* Written instruction
Give back the full listing verbatim, apart from its images.

* Provided material

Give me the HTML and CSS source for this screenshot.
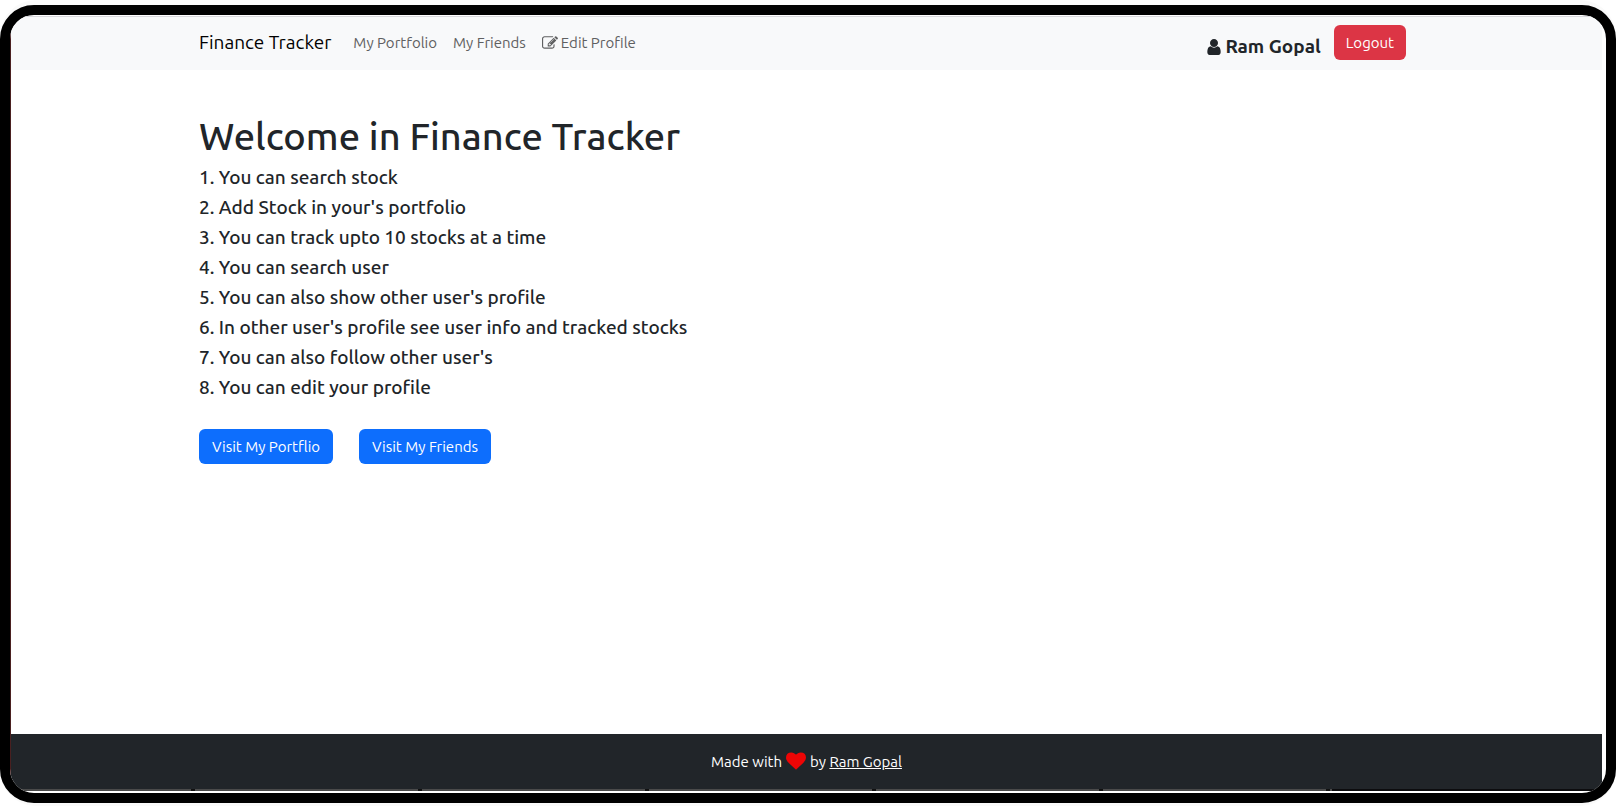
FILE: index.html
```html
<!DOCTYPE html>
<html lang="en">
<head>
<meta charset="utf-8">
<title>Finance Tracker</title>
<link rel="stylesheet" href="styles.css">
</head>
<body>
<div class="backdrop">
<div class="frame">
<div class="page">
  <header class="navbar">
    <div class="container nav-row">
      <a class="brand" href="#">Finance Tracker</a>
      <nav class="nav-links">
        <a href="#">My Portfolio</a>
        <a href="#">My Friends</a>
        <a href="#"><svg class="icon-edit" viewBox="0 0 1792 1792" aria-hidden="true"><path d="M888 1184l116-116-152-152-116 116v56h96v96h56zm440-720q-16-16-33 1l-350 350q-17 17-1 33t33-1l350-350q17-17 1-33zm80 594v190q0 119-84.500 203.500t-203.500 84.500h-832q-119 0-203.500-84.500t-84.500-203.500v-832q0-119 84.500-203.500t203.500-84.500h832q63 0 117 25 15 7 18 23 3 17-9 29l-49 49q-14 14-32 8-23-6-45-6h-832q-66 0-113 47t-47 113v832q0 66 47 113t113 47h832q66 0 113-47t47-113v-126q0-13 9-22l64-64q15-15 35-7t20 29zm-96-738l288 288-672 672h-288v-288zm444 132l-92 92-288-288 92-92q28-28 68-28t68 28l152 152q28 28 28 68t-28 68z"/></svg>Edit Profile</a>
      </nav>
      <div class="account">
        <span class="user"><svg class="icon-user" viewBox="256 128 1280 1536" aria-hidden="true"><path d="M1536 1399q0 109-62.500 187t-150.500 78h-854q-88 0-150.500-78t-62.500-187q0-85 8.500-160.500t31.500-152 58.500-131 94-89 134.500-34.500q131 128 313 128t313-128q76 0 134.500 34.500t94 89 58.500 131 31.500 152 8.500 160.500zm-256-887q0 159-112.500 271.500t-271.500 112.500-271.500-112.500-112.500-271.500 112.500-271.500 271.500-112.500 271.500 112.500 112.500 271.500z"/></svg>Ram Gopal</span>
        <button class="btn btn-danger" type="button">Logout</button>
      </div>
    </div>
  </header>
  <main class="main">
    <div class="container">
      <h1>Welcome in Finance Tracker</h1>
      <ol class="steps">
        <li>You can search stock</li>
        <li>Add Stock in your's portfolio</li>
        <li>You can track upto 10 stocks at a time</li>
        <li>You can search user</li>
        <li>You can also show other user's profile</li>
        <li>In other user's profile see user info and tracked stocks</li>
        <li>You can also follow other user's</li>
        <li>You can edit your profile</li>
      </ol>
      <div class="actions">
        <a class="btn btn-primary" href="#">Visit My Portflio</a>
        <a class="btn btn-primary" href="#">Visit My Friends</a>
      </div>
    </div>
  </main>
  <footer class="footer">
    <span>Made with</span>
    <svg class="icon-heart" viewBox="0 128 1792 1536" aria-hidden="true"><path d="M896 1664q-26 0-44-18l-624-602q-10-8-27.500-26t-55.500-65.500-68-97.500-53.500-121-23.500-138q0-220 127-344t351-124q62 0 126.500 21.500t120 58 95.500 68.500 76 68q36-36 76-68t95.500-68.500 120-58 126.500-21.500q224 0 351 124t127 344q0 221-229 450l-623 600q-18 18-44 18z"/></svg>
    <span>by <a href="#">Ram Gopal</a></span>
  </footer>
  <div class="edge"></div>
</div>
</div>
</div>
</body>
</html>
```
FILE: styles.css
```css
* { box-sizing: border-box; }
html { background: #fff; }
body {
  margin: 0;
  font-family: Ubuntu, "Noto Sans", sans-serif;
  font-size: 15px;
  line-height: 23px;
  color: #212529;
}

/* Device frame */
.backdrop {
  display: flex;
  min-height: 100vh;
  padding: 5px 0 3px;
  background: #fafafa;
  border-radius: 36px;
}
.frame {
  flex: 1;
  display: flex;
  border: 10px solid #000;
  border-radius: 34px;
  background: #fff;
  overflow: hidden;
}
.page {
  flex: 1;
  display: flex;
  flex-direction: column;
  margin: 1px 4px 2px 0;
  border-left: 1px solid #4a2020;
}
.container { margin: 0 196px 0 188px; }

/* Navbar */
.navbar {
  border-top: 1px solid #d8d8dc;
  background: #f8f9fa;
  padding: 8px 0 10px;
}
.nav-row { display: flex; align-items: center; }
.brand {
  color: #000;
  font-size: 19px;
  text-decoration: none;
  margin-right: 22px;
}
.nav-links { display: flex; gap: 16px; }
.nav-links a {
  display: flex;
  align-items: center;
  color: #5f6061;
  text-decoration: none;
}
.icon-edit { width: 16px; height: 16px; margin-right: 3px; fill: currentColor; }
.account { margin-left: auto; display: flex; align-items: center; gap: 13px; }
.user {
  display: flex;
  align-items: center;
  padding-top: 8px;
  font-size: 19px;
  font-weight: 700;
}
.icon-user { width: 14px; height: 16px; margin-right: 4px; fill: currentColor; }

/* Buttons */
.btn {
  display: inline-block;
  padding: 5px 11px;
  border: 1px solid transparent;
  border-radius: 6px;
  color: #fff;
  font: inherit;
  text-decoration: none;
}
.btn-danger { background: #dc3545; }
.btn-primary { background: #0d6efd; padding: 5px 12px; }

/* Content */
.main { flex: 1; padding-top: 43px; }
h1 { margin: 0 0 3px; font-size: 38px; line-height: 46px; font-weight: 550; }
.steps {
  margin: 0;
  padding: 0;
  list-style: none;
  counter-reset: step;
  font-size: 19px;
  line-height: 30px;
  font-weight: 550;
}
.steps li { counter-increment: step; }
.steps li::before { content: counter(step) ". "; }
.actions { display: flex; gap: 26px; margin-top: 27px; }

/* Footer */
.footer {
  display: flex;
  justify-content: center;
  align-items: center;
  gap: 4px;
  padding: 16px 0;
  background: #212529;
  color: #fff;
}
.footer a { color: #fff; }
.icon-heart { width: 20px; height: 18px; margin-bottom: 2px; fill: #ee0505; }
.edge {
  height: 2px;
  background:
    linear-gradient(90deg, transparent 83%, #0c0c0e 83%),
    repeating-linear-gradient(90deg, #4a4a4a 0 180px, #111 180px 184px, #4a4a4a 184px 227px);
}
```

* Answer below
Give me the HTML and CSS source for this screenshot.
FILE: index.html
```html
<!DOCTYPE html>
<html lang="en">
<head>
<meta charset="utf-8">
<title>Finance Tracker</title>
<link rel="stylesheet" href="styles.css">
</head>
<body>
<div class="backdrop">
<div class="frame">
<div class="page">
  <header class="navbar">
    <div class="container nav-row">
      <a class="brand" href="#">Finance Tracker</a>
      <nav class="nav-links">
        <a href="#">My Portfolio</a>
        <a href="#">My Friends</a>
        <a href="#"><svg class="icon-edit" viewBox="0 0 1792 1792" aria-hidden="true"><path d="M888 1184l116-116-152-152-116 116v56h96v96h56zm440-720q-16-16-33 1l-350 350q-17 17-1 33t33-1l350-350q17-17 1-33zm80 594v190q0 119-84.500 203.500t-203.500 84.500h-832q-119 0-203.500-84.500t-84.500-203.500v-832q0-119 84.500-203.500t203.500-84.500h832q63 0 117 25 15 7 18 23 3 17-9 29l-49 49q-14 14-32 8-23-6-45-6h-832q-66 0-113 47t-47 113v832q0 66 47 113t113 47h832q66 0 113-47t47-113v-126q0-13 9-22l64-64q15-15 35-7t20 29zm-96-738l288 288-672 672h-288v-288zm444 132l-92 92-288-288 92-92q28-28 68-28t68 28l152 152q28 28 28 68t-28 68z"/></svg>Edit Profile</a>
      </nav>
      <div class="account">
        <span class="user"><svg class="icon-user" viewBox="256 128 1280 1536" aria-hidden="true"><path d="M1536 1399q0 109-62.500 187t-150.500 78h-854q-88 0-150.500-78t-62.500-187q0-85 8.500-160.500t31.500-152 58.500-131 94-89 134.500-34.500q131 128 313 128t313-128q76 0 134.500 34.500t94 89 58.500 131 31.500 152 8.500 160.500zm-256-887q0 159-112.500 271.500t-271.500 112.500-271.500-112.500-112.500-271.500 112.500-271.500 271.500-112.500 271.500 112.500 112.500 271.500z"/></svg>Ram Gopal</span>
        <button class="btn btn-danger" type="button">Logout</button>
      </div>
    </div>
  </header>
  <main class="main">
    <div class="container">
      <h1>Welcome in Finance Tracker</h1>
      <ol class="steps">
        <li>You can search stock</li>
        <li>Add Stock in your's portfolio</li>
        <li>You can track upto 10 stocks at a time</li>
        <li>You can search user</li>
        <li>You can also show other user's profile</li>
        <li>In other user's profile see user info and tracked stocks</li>
        <li>You can also follow other user's</li>
        <li>You can edit your profile</li>
      </ol>
      <div class="actions">
        <a class="btn btn-primary" href="#">Visit My Portflio</a>
        <a class="btn btn-primary" href="#">Visit My Friends</a>
      </div>
    </div>
  </main>
  <footer class="footer">
    <span>Made with</span>
    <svg class="icon-heart" viewBox="0 128 1792 1536" aria-hidden="true"><path d="M896 1664q-26 0-44-18l-624-602q-10-8-27.500-26t-55.500-65.500-68-97.500-53.500-121-23.500-138q0-220 127-344t351-124q62 0 126.500 21.500t120 58 95.500 68.500 76 68q36-36 76-68t95.500-68.500 120-58 126.500-21.500q224 0 351 124t127 344q0 221-229 450l-623 600q-18 18-44 18z"/></svg>
    <span>by <a href="#">Ram Gopal</a></span>
  </footer>
  <div class="edge"></div>
</div>
</div>
</div>
</body>
</html>
```
FILE: styles.css
```css
* { box-sizing: border-box; }
html { background: #fff; }
body {
  margin: 0;
  font-family: Ubuntu, "Noto Sans", sans-serif;
  font-size: 15px;
  line-height: 23px;
  color: #212529;
}

/* Device frame */
.backdrop {
  display: flex;
  min-height: 100vh;
  padding: 5px 0 3px;
  background: #fafafa;
  border-radius: 36px;
}
.frame {
  flex: 1;
  display: flex;
  border: 10px solid #000;
  border-radius: 34px;
  background: #fff;
  overflow: hidden;
}
.page {
  flex: 1;
  display: flex;
  flex-direction: column;
  margin: 1px 4px 2px 0;
  border-left: 1px solid #4a2020;
}
.container { margin: 0 196px 0 188px; }

/* Navbar */
.navbar {
  border-top: 1px solid #d8d8dc;
  background: #f8f9fa;
  padding: 8px 0 10px;
}
.nav-row { display: flex; align-items: center; }
.brand {
  color: #000;
  font-size: 19px;
  text-decoration: none;
  margin-right: 22px;
}
.nav-links { display: flex; gap: 16px; }
.nav-links a {
  display: flex;
  align-items: center;
  color: #5f6061;
  text-decoration: none;
}
.icon-edit { width: 16px; height: 16px; margin-right: 3px; fill: currentColor; }
.account { margin-left: auto; display: flex; align-items: center; gap: 13px; }
.user {
  display: flex;
  align-items: center;
  padding-top: 8px;
  font-size: 19px;
  font-weight: 700;
}
.icon-user { width: 14px; height: 16px; margin-right: 4px; fill: currentColor; }

/* Buttons */
.btn {
  display: inline-block;
  padding: 5px 11px;
  border: 1px solid transparent;
  border-radius: 6px;
  color: #fff;
  font: inherit;
  text-decoration: none;
}
.btn-danger { background: #dc3545; }
.btn-primary { background: #0d6efd; padding: 5px 12px; }

/* Content */
.main { flex: 1; padding-top: 43px; }
h1 { margin: 0 0 3px; font-size: 38px; line-height: 46px; font-weight: 550; }
.steps {
  margin: 0;
  padding: 0;
  list-style: none;
  counter-reset: step;
  font-size: 19px;
  line-height: 30px;
  font-weight: 550;
}
.steps li { counter-increment: step; }
.steps li::before { content: counter(step) ". "; }
.actions { display: flex; gap: 26px; margin-top: 27px; }

/* Footer */
.footer {
  display: flex;
  justify-content: center;
  align-items: center;
  gap: 4px;
  padding: 16px 0;
  background: #212529;
  color: #fff;
}
.footer a { color: #fff; }
.icon-heart { width: 20px; height: 18px; margin-bottom: 2px; fill: #ee0505; }
.edge {
  height: 2px;
  background:
    linear-gradient(90deg, transparent 83%, #0c0c0e 83%),
    repeating-linear-gradient(90deg, #4a4a4a 0 180px, #111 180px 184px, #4a4a4a 184px 227px);
}
```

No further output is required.